The IP is given as 0.0.0.0 inside Atlas Mongo DB network access option.
I can not set static ip because of work place restrictions. Also there are no proxy settings enforced.
The strange thing now is that the access to MongoDB in Atlas is possible since Friday. There has been no changes in the source code, it is the same as when I posted the issue in this forum. It is all strange to me. Does it have anything to do with the fact that I am using shared/free server/cluster option hosted somewhere, and there could be network congestion due to multiple requests from different places to this setup?

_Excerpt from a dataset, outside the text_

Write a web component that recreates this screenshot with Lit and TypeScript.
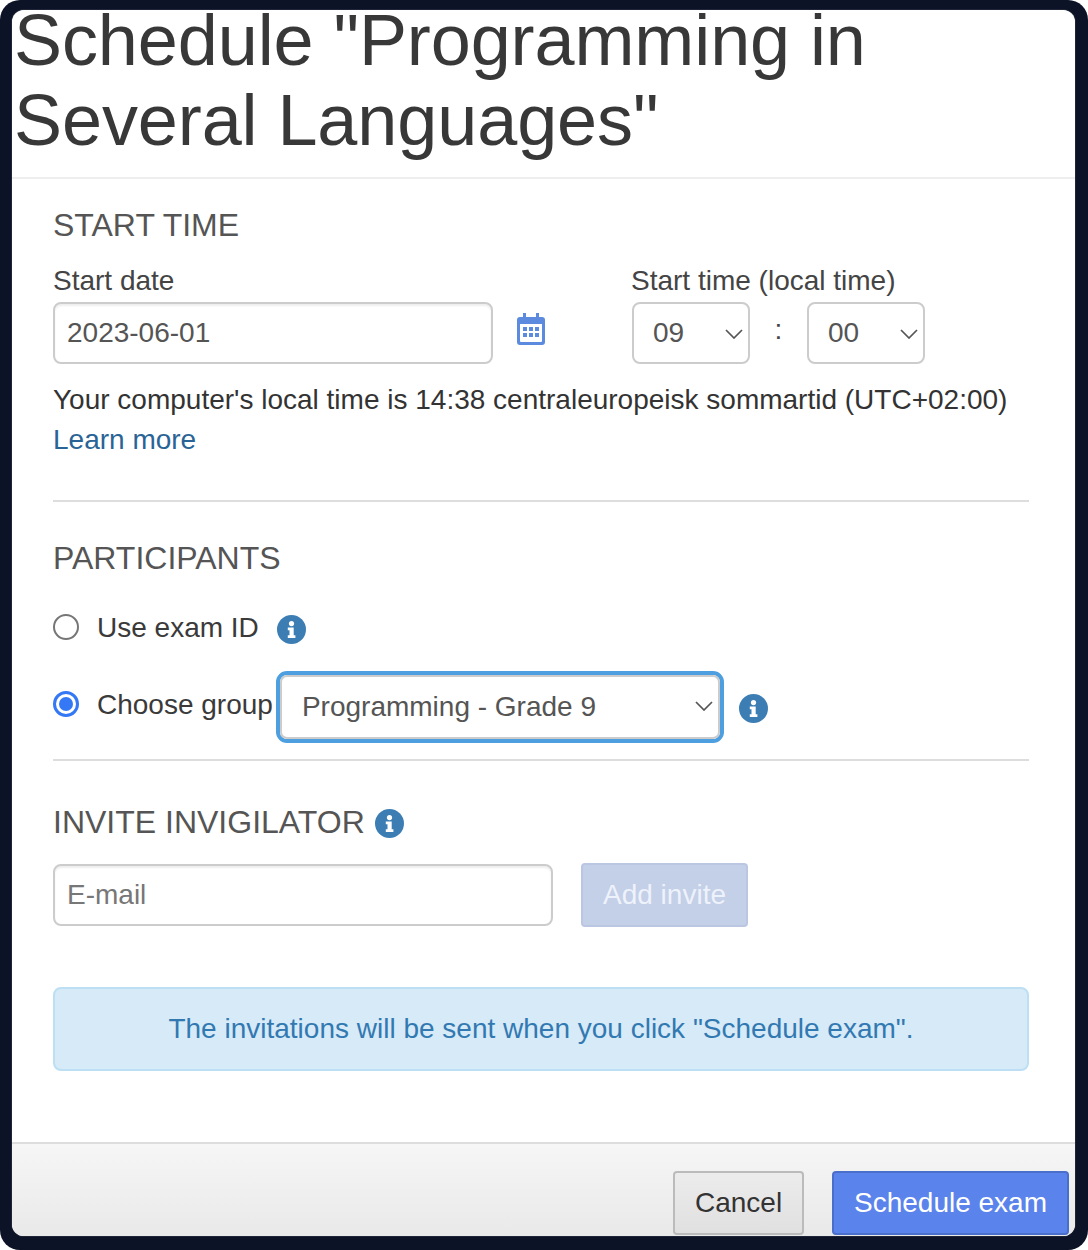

“access anywhere” kinda removes all restrictions but there are still many ways to cripple the network access on the app side (before finally blaming a driver). your app seems to work now but may stop again, so best to understand where else the network may diverge expectations. unfortunately, it is like debugging a program and it won’t be apparent immediately what causes the problem.

you have said “since Friday”, can you please test your app today/tomorrow again!? it now is pretty possible that your network has a week-long restriction on ports so employees would not surf distracting websites. If your app will again give timeouts today and tomorrow, you need to speak to your administration.

Thank you for the reply.
There was no intention to blame anything or anyone, thought this was a support forum.
I already explained there are IT restrictions as per company policy, but do not know up to what extent and where all those restrictions are. Had I known, then I did not have to think much.

I close my further communication on this topic here.

@Developer_BB Please take a breath first. I am sorry you have offended, but I had/have no intention to offend anyone here.

I do not have any way to test your own app and infrastructure on-premise, so I was trying to say what else you can test. we need to first eliminate probable causes, then check for unexpected ones.